Michael Young, representing the Committee on Financial Reporting, comprised of attorneys and auditors in the financial reporting community, pitched a unique approach to the problem that prescriptive rules can make it “exceedingly difficult to mandate effective communication through rulemaking,” leading to a “compliance mindset” that places technical conformity to the rules over effectiveness in communication.” His solution: The rule would require companies to provide an overview describing, in their own words, what happened at the company over the past year and expectations and concerns about the year to come.”

Gregg Nelson, vice president, accounting policy & financial reporting for IBM, asked the SEC to consider eliminating the prior year-in-review requirement in the Management Discussion and Analysis, and eliminating the two-year quarterly information table, including the stock price information.

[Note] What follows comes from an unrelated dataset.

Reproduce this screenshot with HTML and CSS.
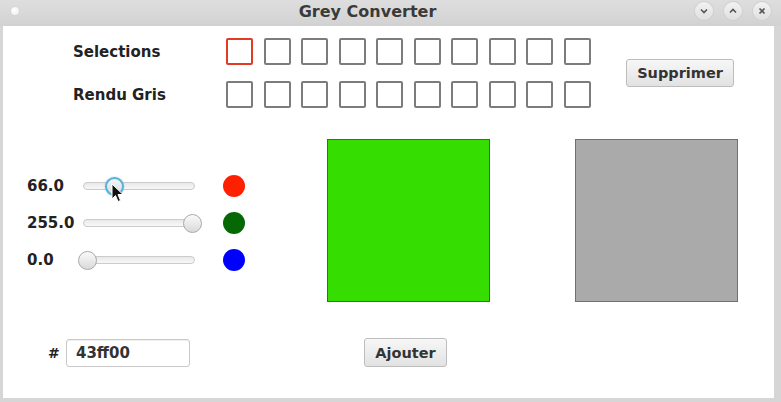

Lauren Belot, director of accounting policy for PNC Financial Services Group, opined that “future-oriented information” belongs outside of audited financial statements. She added that the SEC and FASB should work together on disclosure reform and clearly define what footnotes and MD&A are intended to provide to the user. “We recommend they define the intended ‘user’ of the disclosures to avoid conflicting disclosure objectives, but also, most importantly, to avoid duplication or redundancy in disclosure requirements,” she wrote.